5 Multiplet splittings

As pointed out by Winget et al. (1994) and Vuille et al. (2000), the observed triplets in the 1900 and 1994 data sets had splittings ranging from 6.5 $\mu$Hz from the "external'' modes (such as k=17) to 3.6 $\mu$Hz for the "internal'' modes k=8 and 9. Winget et al. interpreted these splittings to be the result of radial differential rotation, and Kawaler et al. (1999) examined this interpretation in more detail. An examination of the frequencies found in the 2000 data set, shown in Table 9, shows that the multiplet structure is much harder to discern, since the k=10 through 20 modes typically have only one multiplet member with a large amplitude. The obvious multiplet members have frequencies that agree with the 1990 data, except for the 16^- mode, where there is a $+10.234~\mu$Hz shift in the 2000 data.
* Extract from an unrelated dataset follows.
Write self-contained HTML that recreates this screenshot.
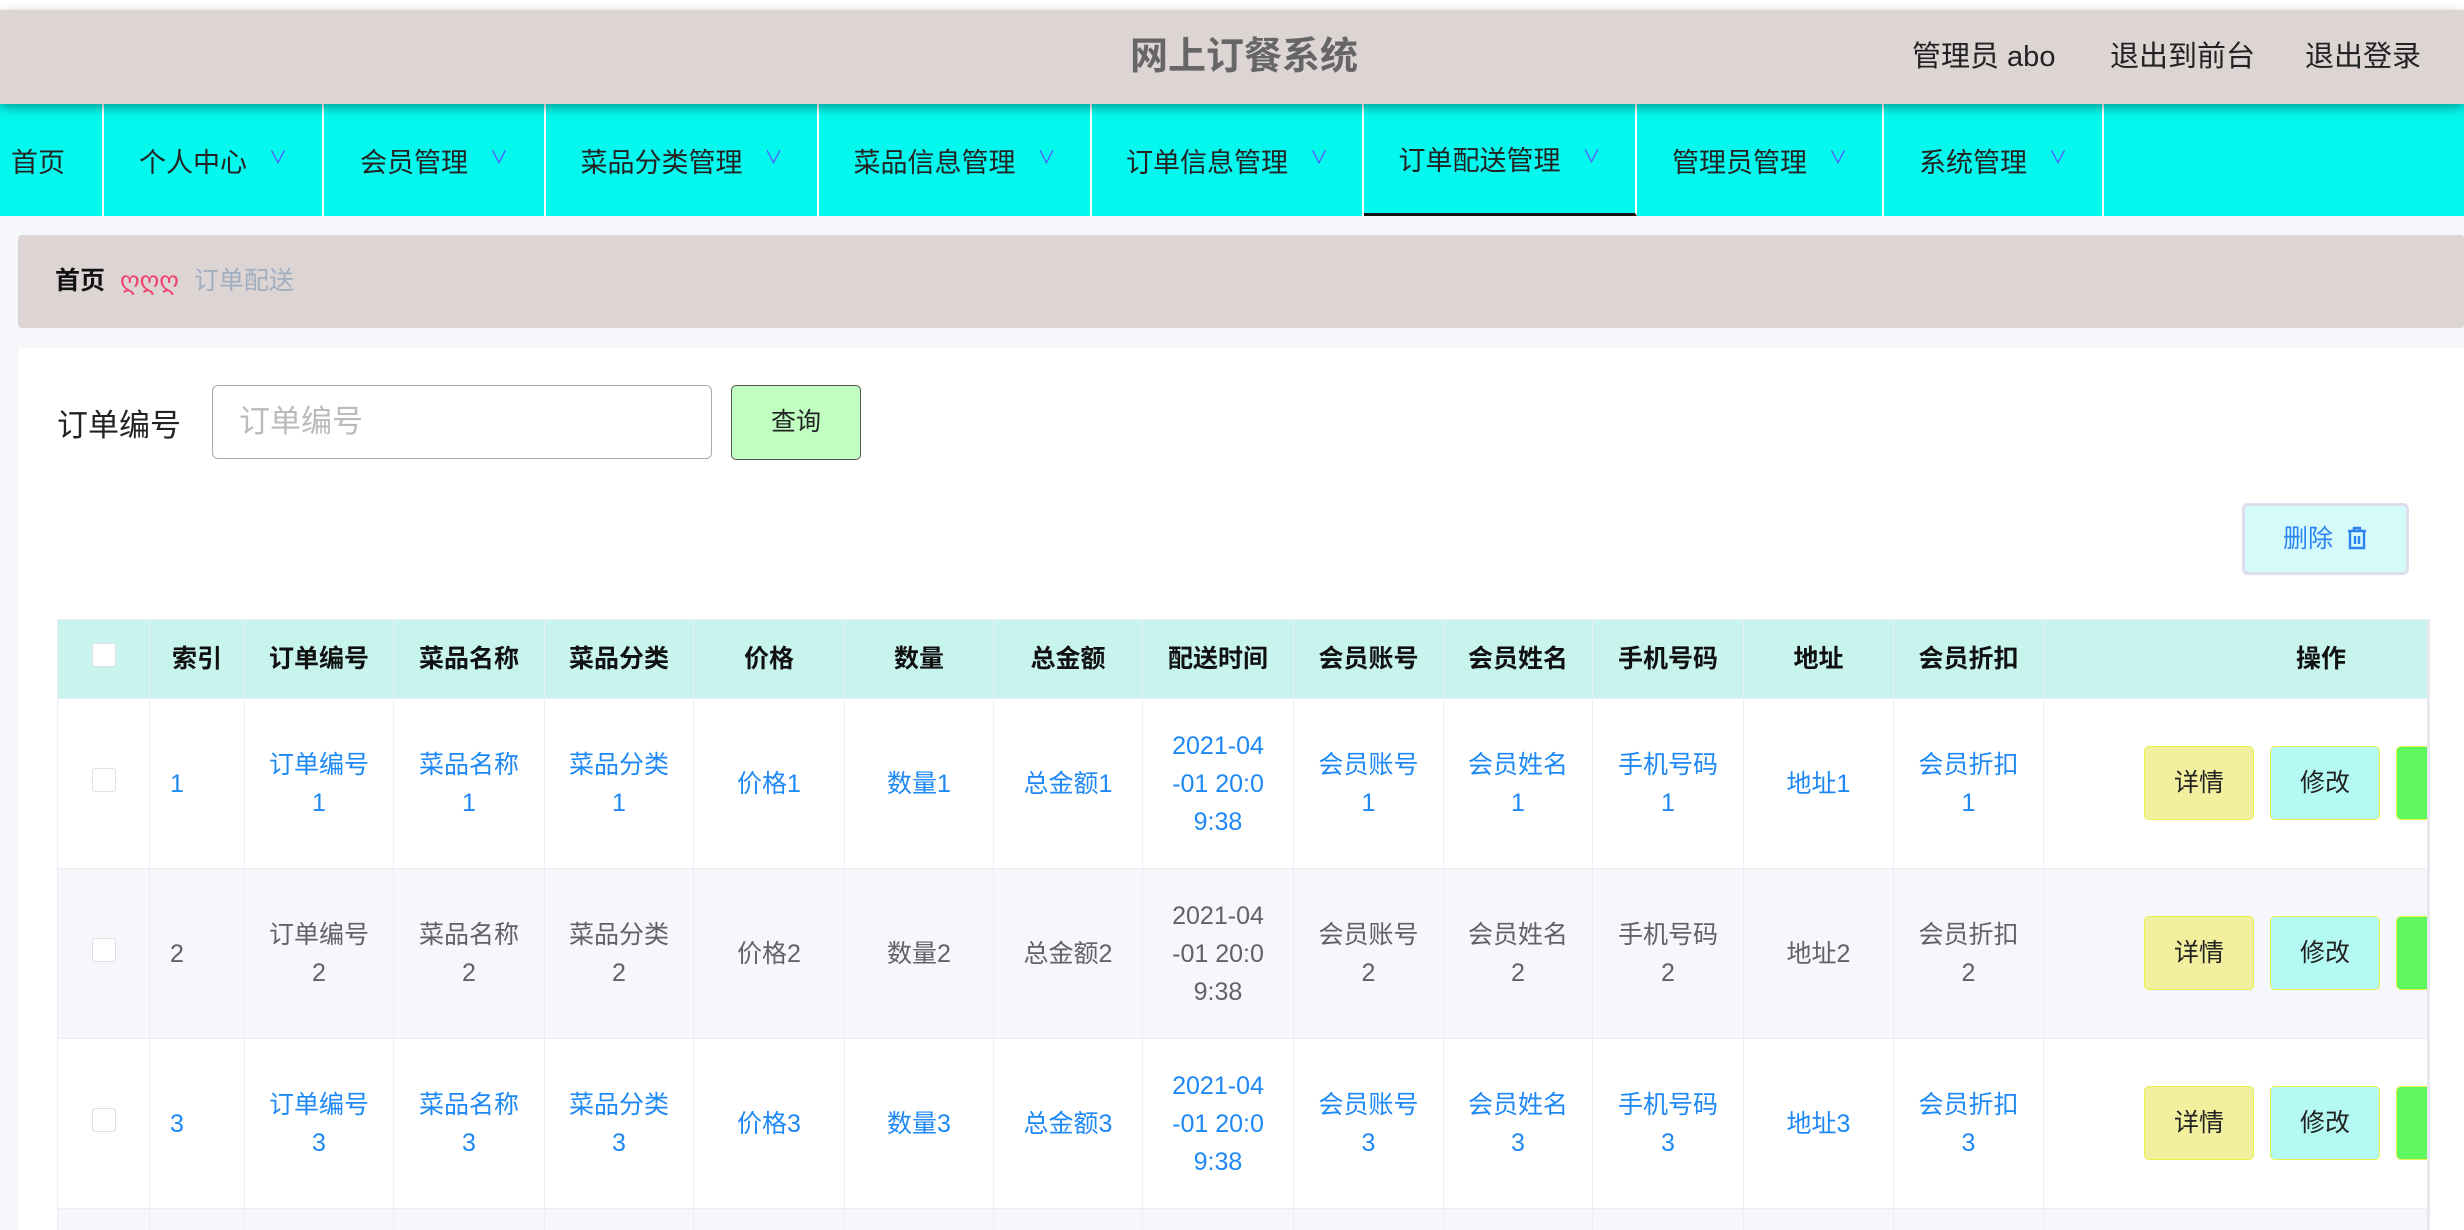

Figure 13: Peaks around k=10 in the 1990 (solid line) and 2000 (dashed line) transforms.

Note that the k=10 mode identified at $2027~{\rm\mu Hz}$ is different than the $1994~{\rm\mu Hz}$ identified by Winget et al. (1994) in the 1990 data. However, the peak they identified is not the highest peak in that region of the Fourier transform (see Fig. 13). Our analysis of the 1990 data has statistically significant k=10peaks close to $1999~\mu$Hz and 2008 $\mu$Hz.

The only modes with obvious multiplet structure are the k=9 mode, which still shows an obvious 3.6 $\mu$Hz split triplet, and the k=8 mode, which shows two peaks that are consistent with $2\times 3.6~\mu$Hz separation.

In Table 11 we have a peak 3.3 $\mu$Hz from the k=15, m=1mode that we have not seen before; we call it the 15^b mode. We are not certain whether this is another member of the k=15 multiplet (analogous to the 15^a mode in the 1994 WET data) or if it is something else. The 1994 data set also presented a large peak 4.4 $\mu$Hz from k=15, m=0, which we call the 15^a mode, in addition to the $m=\pm 1$ components. We have not seen this 15^a mode in any other data set other than the 1994 WET run. The identity of the "extra subcomponents'' remains an unsolved mystery.